#### Work to complete:
All the data below goes into the copy word for word, but the pictures don't.
------------------------------
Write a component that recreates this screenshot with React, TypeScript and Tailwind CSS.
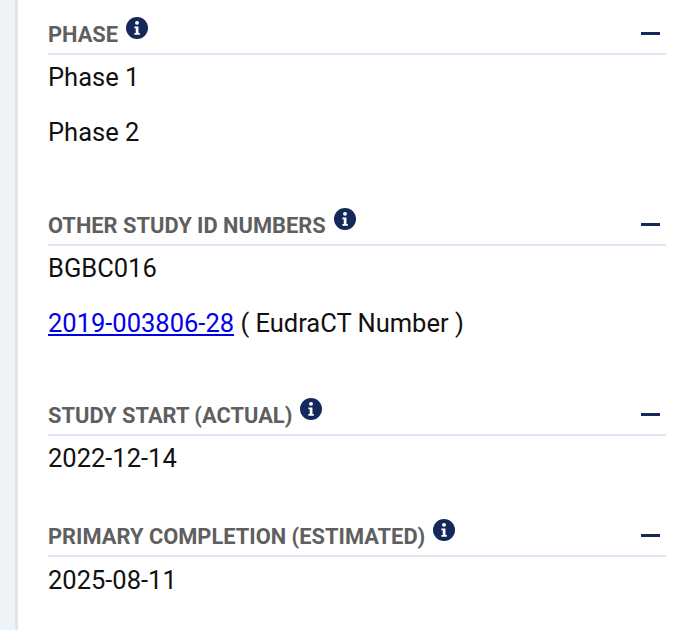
function InfoIcon() {
  return (
    <svg className="w-[22px] h-[22px] shrink-0 mb-[14px] ml-[8px]" viewBox="0 0 21 21">
      <circle cx="10.5" cy="10.5" r="10.5" fill="#14295a" />
      <circle cx="10.5" cy="5.6" r="1.9" fill="#fff" />
      <path d="M8 9h3.9v6.2h1.3V17H8v-1.8h1.3v-4.4H8z" fill="#fff" />
    </svg>
  )
}

interface SectionProps {
  title: string
  children: React.ReactNode
}

function Section({ title, children }: SectionProps) {
  return (
    <section>
      <div className="flex items-end h-[36px] border-b-2 border-[#dce7f3]">
        <h3 className="text-[21.85px] leading-[26px] font-bold text-[#5f5f5f] pb-[5px]">{title}</h3>
        <InfoIcon />
        <span className="ml-auto mr-[6px] mb-[18px] w-[19px] h-[3px] bg-[#14295a]" />
      </div>
      <div className="text-[25.5px] leading-[32px] text-[#111]">{children}</div>
    </section>
  )
}

export default function App() {
  return (
    <div className="flex w-[690px] h-[630px] overflow-hidden bg-white font-['Roboto',sans-serif]">
      <div className="w-[15px] bg-[#eff4f9] border-r-[3px] border-[#e3e5e7] box-content shrink-0" />
      <main className="flex-1 pl-[30px] pr-[24px] pt-[19px]">
        <Section title="PHASE">
          <p className="mt-[6px]">Phase 1</p>
          <p className="mt-[23px]">Phase 2</p>
        </Section>
        <div className="mt-[62px]">
          <Section title="OTHER STUDY ID NUMBERS">
            <p className="mt-[6px]">BGBC016</p>
            <p className="mt-[23px]">
              <a href="#" className="text-[#0000ee] underline">2019-003806-28</a> ( EudraCT Number )
            </p>
          </Section>
        </div>
        <div className="mt-[61px]">
          <Section title="STUDY START (ACTUAL)">
            <p className="mt-[6px]">2022-12-14</p>
          </Section>
        </div>
        <div className="mt-[47px]">
          <Section title="PRIMARY COMPLETION (ESTIMATED)">
            <p className="mt-[7px]">2025-08-11</p>
          </Section>
        </div>
      </main>
    </div>
  )
}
------------------------------
#### Result of this task:
Write a component that recreates this screenshot with React, TypeScript and Tailwind CSS.
function InfoIcon() {
  return (
    <svg className="w-[22px] h-[22px] shrink-0 mb-[14px] ml-[8px]" viewBox="0 0 21 21">
      <circle cx="10.5" cy="10.5" r="10.5" fill="#14295a" />
      <circle cx="10.5" cy="5.6" r="1.9" fill="#fff" />
      <path d="M8 9h3.9v6.2h1.3V17H8v-1.8h1.3v-4.4H8z" fill="#fff" />
    </svg>
  )
}

interface SectionProps {
  title: string
  children: React.ReactNode
}

function Section({ title, children }: SectionProps) {
  return (
    <section>
      <div className="flex items-end h-[36px] border-b-2 border-[#dce7f3]">
        <h3 className="text-[21.85px] leading-[26px] font-bold text-[#5f5f5f] pb-[5px]">{title}</h3>
        <InfoIcon />
        <span className="ml-auto mr-[6px] mb-[18px] w-[19px] h-[3px] bg-[#14295a]" />
      </div>
      <div className="text-[25.5px] leading-[32px] text-[#111]">{children}</div>
    </section>
  )
}

export default function App() {
  return (
    <div className="flex w-[690px] h-[630px] overflow-hidden bg-white font-['Roboto',sans-serif]">
      <div className="w-[15px] bg-[#eff4f9] border-r-[3px] border-[#e3e5e7] box-content shrink-0" />
      <main className="flex-1 pl-[30px] pr-[24px] pt-[19px]">
        <Section title="PHASE">
          <p className="mt-[6px]">Phase 1</p>
          <p className="mt-[23px]">Phase 2</p>
        </Section>
        <div className="mt-[62px]">
          <Section title="OTHER STUDY ID NUMBERS">
            <p className="mt-[6px]">BGBC016</p>
            <p className="mt-[23px]">
              <a href="#" className="text-[#0000ee] underline">2019-003806-28</a> ( EudraCT Number )
            </p>
          </Section>
        </div>
        <div className="mt-[61px]">
          <Section title="STUDY START (ACTUAL)">
            <p className="mt-[6px]">2022-12-14</p>
          </Section>
        </div>
        <div className="mt-[47px]">
          <Section title="PRIMARY COMPLETION (ESTIMATED)">
            <p className="mt-[7px]">2025-08-11</p>
          </Section>
        </div>
      </main>
    </div>
  )
}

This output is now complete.